Chapter 4: Many relevant works exist and I here cite only those which I have particularly drawn on. Hafner and Lyon (1996), Randall (1997) and Berners-Lee (1999) are useful histories of the internet. Bush (1945) should be essential reading for any student of technology, and Nyce & Kahn (1991) is an excellent commentary on it. Shenk (1997) is also very interesting. Stoll (1990), Roszak (1994) and Webster (2002) provide a more critical view. Bell (1976), Webster (2002)—again—and Bauman (2000) are useful reviews of the impact of the information society. Rheingold (1993 and 2003) is more upbeat, but very readable.

Chapter 5: Warschauer (1999) is a useful work and provides many other references to resources on literacy. I found Dorner (2002) to be an interesting review of how traditional ideas of writing and literature (as opposed to literacy, but the connections are clear) are being affected by ICT. McFarlane (1997) has some useful chapters in the middle regarding other forms of literacy, such as number and visual. Freire (1972) is the classic source for how literacy, oppression and power are interconnected. For the latter part of this chapter, revisit Thompson (2008) and, in a more specific way, Knight (2000). I find Sagan (1986) to be an eloquent source for the interconnections between science and other human values, as is Feynman (1998).

Chapter 6: For histories of ICT education see Robins & Webster (1987) and Beynon and Mackay (1992). Reffell & Whitworth (2002) is far from being a definitive statement but it will at least provide you with an idea of what other writers have influenced my personal perspective. For “how to” books I particularly recommend McFarlane (1997) and Laurillard (2002). Nevison’s (1976) paper is definitely worth a read. Many resources exist in Jonassen et al (2003), particularly pages 42-67. Many of these, if they still exist and even though they may seem old, are linked to from the web site. They show that innovative, creative work can be done with the WWW (even in its “Web 1.0”, less interactive incarnation). For information literacy see Andretta (2007), Bruce (1997), and various essays in Andretta’s edited collection including Bruce and Edwards (2007) and Markless and Streatfield (2007).

Chapter 7: Fay (1975) is brilliant—and short. Burrell and Morgan (1979) is also useful for appreciating the differences between positivism, interpretivism & criticality, as is, with more specific reference to education, Carr and Kemmis (1986).

Chapter 8: No work on, or by, Habermas is easy and I modestly suggest that the book you hold is as good a layperson’s introduction as is available.

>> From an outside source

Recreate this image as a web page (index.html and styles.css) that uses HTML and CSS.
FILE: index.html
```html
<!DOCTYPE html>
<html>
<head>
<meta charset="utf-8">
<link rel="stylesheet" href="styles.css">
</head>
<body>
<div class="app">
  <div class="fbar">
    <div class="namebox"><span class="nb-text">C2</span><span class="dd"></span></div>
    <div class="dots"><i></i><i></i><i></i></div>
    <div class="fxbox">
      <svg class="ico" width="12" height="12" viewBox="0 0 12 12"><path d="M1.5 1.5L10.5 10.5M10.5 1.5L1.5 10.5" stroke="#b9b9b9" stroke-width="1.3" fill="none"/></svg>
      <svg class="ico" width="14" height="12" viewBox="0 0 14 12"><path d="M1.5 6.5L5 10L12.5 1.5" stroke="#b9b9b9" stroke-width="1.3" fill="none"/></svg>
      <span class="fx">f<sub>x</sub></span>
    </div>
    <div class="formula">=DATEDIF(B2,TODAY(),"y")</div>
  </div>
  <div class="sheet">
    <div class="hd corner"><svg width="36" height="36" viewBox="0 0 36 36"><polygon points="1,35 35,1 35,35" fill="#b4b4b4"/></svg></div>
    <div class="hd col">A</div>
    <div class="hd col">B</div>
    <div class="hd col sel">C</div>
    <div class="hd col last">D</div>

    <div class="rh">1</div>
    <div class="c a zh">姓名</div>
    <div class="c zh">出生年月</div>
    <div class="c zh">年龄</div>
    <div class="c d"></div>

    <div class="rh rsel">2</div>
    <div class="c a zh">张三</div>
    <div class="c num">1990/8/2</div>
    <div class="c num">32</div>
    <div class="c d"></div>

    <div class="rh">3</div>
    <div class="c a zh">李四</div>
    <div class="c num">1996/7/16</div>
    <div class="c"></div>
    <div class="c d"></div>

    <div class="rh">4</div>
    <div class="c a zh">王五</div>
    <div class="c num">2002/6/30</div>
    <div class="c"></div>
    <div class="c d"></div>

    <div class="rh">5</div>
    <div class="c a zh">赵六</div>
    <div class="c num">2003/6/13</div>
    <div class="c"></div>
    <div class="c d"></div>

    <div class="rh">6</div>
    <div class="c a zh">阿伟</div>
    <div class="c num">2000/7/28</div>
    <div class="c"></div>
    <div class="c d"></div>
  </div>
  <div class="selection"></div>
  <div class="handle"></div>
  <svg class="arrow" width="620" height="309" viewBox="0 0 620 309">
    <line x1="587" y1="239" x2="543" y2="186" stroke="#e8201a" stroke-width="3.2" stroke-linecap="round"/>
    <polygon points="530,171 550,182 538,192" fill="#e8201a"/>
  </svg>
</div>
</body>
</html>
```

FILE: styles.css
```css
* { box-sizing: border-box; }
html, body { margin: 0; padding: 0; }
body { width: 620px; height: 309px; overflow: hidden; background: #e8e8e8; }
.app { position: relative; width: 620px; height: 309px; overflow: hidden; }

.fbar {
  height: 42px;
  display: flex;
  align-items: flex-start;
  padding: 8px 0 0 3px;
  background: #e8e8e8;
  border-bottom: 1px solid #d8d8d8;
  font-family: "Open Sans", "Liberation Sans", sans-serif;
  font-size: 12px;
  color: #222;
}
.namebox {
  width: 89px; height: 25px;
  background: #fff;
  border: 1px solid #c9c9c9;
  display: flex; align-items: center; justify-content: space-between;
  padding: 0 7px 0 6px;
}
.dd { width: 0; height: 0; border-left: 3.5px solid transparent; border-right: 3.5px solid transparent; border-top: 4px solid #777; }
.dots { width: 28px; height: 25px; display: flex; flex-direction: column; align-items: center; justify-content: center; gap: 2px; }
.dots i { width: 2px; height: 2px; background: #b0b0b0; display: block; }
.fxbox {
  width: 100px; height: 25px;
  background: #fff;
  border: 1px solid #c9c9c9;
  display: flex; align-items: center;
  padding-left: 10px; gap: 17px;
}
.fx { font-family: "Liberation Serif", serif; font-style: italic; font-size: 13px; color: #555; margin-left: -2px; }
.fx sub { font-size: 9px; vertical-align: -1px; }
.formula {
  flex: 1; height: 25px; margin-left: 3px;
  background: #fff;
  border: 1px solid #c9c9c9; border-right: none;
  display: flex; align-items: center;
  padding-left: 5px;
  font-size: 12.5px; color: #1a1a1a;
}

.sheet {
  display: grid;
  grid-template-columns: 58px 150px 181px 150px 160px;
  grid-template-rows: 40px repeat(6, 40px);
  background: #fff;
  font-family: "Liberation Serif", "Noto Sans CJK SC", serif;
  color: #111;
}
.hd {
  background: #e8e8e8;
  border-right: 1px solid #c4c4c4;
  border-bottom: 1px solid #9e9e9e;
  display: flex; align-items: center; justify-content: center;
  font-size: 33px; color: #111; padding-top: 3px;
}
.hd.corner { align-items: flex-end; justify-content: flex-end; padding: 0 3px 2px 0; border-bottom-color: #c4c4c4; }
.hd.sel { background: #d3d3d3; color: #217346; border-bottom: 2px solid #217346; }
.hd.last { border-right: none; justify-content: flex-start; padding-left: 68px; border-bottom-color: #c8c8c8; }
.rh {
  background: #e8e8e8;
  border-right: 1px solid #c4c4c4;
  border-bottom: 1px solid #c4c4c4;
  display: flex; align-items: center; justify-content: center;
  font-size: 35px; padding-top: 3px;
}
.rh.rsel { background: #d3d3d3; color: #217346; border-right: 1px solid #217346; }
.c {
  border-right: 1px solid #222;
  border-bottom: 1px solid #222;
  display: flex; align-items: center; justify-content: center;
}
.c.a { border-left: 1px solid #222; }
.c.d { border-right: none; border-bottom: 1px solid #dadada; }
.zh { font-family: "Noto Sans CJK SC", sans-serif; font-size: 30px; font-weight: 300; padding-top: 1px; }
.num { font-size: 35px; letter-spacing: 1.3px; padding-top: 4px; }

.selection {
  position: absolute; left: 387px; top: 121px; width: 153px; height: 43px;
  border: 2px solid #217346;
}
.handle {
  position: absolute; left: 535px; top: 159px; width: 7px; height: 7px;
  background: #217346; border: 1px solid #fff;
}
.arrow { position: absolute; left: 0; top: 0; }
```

An exception is Forester (1985), a stunningly elegant summary of Habermas, and his collection as a whole is definitely worth a look. For collected extracts from Habermas’s work, as well as useful commentary, see Outhwaite (1996). Goldblatt’s (1996) chapter on Habermas is quite good, and helps connect his work to the environmental model. Blaug (1999b) is not straightforward but is very useful for any attempts to apply Habermas’s theories in the “real world”.

Chapter 9: Blaug is a very readable author and his works (1999a, 1999b, 2007) are all worth consulting. Morgan (1999) discusses forms of organisation generally: for alternative forms see Rothschild & Whitt (1986); Gastil (1993); and, if you can find it (and it is worth trying) Merrick (1996). Freeman (1984) is a classic critique.

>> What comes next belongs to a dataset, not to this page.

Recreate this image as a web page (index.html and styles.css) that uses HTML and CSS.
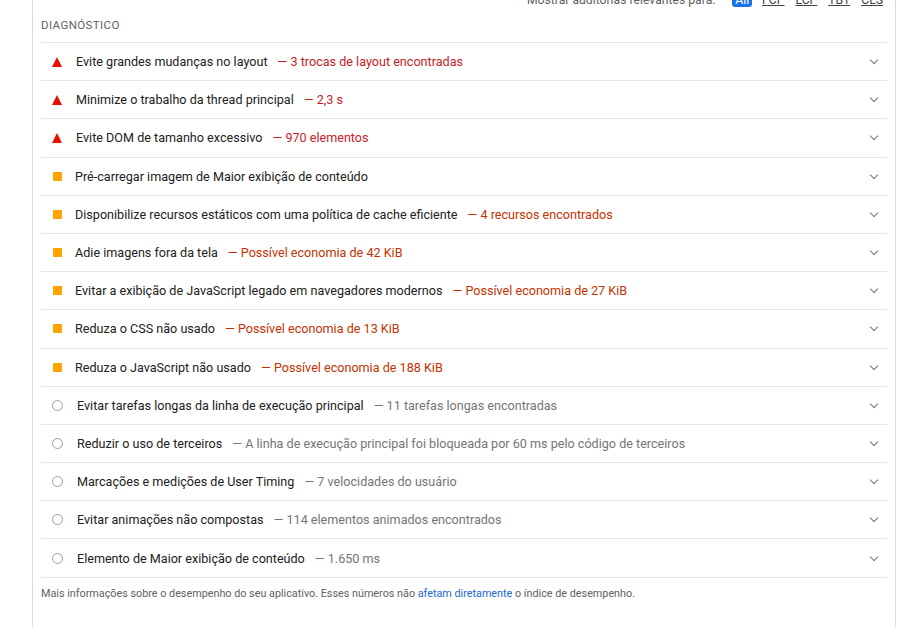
FILE: index.html
```html
<!DOCTYPE html>
<html lang="pt-BR">
<head>
    <meta charset="UTF-8">
    <meta name="viewport" content="width=device-width, initial-scale=1.0">
    <title>Diagnóstico</title>
    <link rel="stylesheet" href="styles.css">
</head>
<body>
    <div class="report">
        <div class="filter">
            <span class="filter-label">Mostrar auditorias relevantes para:</span>
            <span class="chip chip-active">All</span>
            <span class="chip">FCP</span>
            <span class="chip">LCP</span>
            <span class="chip">TBT</span>
            <span class="chip">CLS</span>
        </div>

        <div class="group-title">Diagnóstico</div>

        <ul class="audits">
            <li class="audit fail">
                <span class="icon"></span>
                <span class="title">Evite grandes mudanças no layout</span>
                <span class="value">— 3 trocas de layout encontradas</span>
                <span class="chevron"></span>
            </li>
            <li class="audit fail">
                <span class="icon"></span>
                <span class="title">Minimize o trabalho da thread principal</span>
                <span class="value">— 2,3 s</span>
                <span class="chevron"></span>
            </li>
            <li class="audit fail">
                <span class="icon"></span>
                <span class="title">Evite DOM de tamanho excessivo</span>
                <span class="value">— 970 elementos</span>
                <span class="chevron"></span>
            </li>
            <li class="audit average">
                <span class="icon"></span>
                <span class="title">Pré-carregar imagem de Maior exibição de conteúdo</span>
                <span class="chevron"></span>
            </li>
            <li class="audit average">
                <span class="icon"></span>
                <span class="title">Disponibilize recursos estáticos com uma política de cache eficiente</span>
                <span class="value">— 4 recursos encontrados</span>
                <span class="chevron"></span>
            </li>
            <li class="audit average">
                <span class="icon"></span>
                <span class="title">Adie imagens fora da tela</span>
                <span class="value">— Possível economia de 42 KiB</span>
                <span class="chevron"></span>
            </li>
            <li class="audit average">
                <span class="icon"></span>
                <span class="title">Evitar a exibição de JavaScript legado em navegadores modernos</span>
                <span class="value">— Possível economia de 27 KiB</span>
                <span class="chevron"></span>
            </li>
            <li class="audit average">
                <span class="icon"></span>
                <span class="title">Reduza o CSS não usado</span>
                <span class="value">— Possível economia de 13 KiB</span>
                <span class="chevron"></span>
            </li>
            <li class="audit average">
                <span class="icon"></span>
                <span class="title">Reduza o JavaScript não usado</span>
                <span class="value">— Possível economia de 188 KiB</span>
                <span class="chevron"></span>
            </li>
            <li class="audit info">
                <span class="icon"></span>
                <span class="title">Evitar tarefas longas da linha de execução principal</span>
                <span class="value">— 11 tarefas longas encontradas</span>
                <span class="chevron"></span>
            </li>
            <li class="audit info">
                <span class="icon"></span>
                <span class="title">Reduzir o uso de terceiros</span>
                <span class="value">— A linha de execução principal foi bloqueada por 60 ms pelo código de terceiros</span>
                <span class="chevron"></span>
            </li>
            <li class="audit info">
                <span class="icon"></span>
                <span class="title">Marcações e medições de User Timing</span>
                <span class="value">— 7 velocidades do usuário</span>
                <span class="chevron"></span>
            </li>
            <li class="audit info">
                <span class="icon"></span>
                <span class="title">Evitar animações não compostas</span>
                <span class="value">— 114 elementos animados encontrados</span>
                <span class="chevron"></span>
            </li>
            <li class="audit info">
                <span class="icon"></span>
                <span class="title">Elemento de Maior exibição de conteúdo</span>
                <span class="value">— 1.650 ms</span>
                <span class="chevron"></span>
            </li>
        </ul>

        <p class="note">Mais informações sobre o desempenho do seu aplicativo. Esses números não <a href="#">afetam diretamente</a> o índice de desempenho.</p>
    </div>
</body>
</html>
```

FILE: styles.css
```css
html, body {
    margin: 0;
    padding: 0;
    background: #fff;
    overflow: hidden;
}
body {
    font-family: Roboto, "Liberation Sans", Arial, sans-serif;
    font-size: 12.6px;
    color: #212121;
}
.report {
    margin-left: 32px;
    width: 846px;
    height: 635px;
    padding: 0 8px;
    border-left: 1px solid #dadada;
    border-right: 1px solid #dadada;
}
.filter {
    display: flex;
    justify-content: flex-end;
    align-items: center;
    gap: 9px;
    height: 16px;
    margin-top: -8px;
    padding-right: 3px;
    font-size: 12.2px;
    color: #616161;
}
.filter-label {
    margin-right: 8px;
}
.chip {
    padding: 0 1px;
    text-decoration: underline;
    color: #424242;
}
.chip-active {
    background: #1a73e8;
    color: #fff;
    text-decoration: none;
    border-radius: 3px;
    padding: 0 3px;
}
.group-title {
    margin-top: 10px;
    height: 24px;
    line-height: 14px;
    font-size: 11.5px;
    text-transform: uppercase;
    letter-spacing: 0.4px;
    color: #616161;
    border-bottom: 1px solid #e6e6e6;
}
.audits {
    list-style: none;
    margin: 0;
    padding: 0;
}
.audit {
    display: flex;
    align-items: center;
    height: 37.2px;
    border-bottom: 1px solid #e6e6e6;
    padding-left: 11px;
    padding-right: 8px;
}
.icon {
    flex: none;
    box-sizing: border-box;
}
.fail .icon {
    width: 0;
    height: 0;
    border-left: 5.5px solid transparent;
    border-right: 5.5px solid transparent;
    border-bottom: 10px solid #eb0f00;
    margin-right: 14px;
}
.average .icon {
    width: 9px;
    height: 9px;
    background: #ffa400;
    margin-left: 1px;
    margin-right: 13px;
}
.info .icon {
    width: 11px;
    height: 11px;
    border: 1.5px solid #9e9e9e;
    border-radius: 50%;
    margin-right: 14px;
}
.title {
    white-space: nowrap;
}
.value {
    margin-left: 10px;
    white-space: nowrap;
}
.fail .value {
    color: #c5221f;
}
.average .value {
    color: #c33300;
}
.info .value {
    color: #757575;
}
.chevron {
    margin-left: auto;
    width: 5px;
    height: 5px;
    border-right: 1.3px solid #757575;
    border-bottom: 1.3px solid #757575;
    transform: rotate(45deg);
    margin-top: -3px;
    margin-right: 2px;
}
.note {
    margin: 9px 0 0;
    font-size: 10.8px;
    color: #616161;
}
.note a {
    color: #1967d2;
    text-decoration: none;
}
```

Chapter 10: Egan (1990) has not yet appeared on this reading list but clearly that book has been a considerable influence on this one, particularly in this chapter. Cunningham’s and Bonnett’s chapters in McFarlane (1997) are also relevant here.

Chapter 11: For PBL see Jonassen et al (2003). Mezirow (1990) is excellent for transformative learning and has many other references. March & Cohen (1976) is important for establishing the ambiguous nature of decision making, particularly in educational organisations. I remind you again of the value of Carr and Kemmis (1986) for action research, plus Schön (1991) and Reason and Bradbury (2001).

Chapter 12: Beck (1998) is good for describing, then critiquing, citizenship education, and Clarke (1996) for the value of active citizens: these complement other works mentioned already, like Putnam (2000).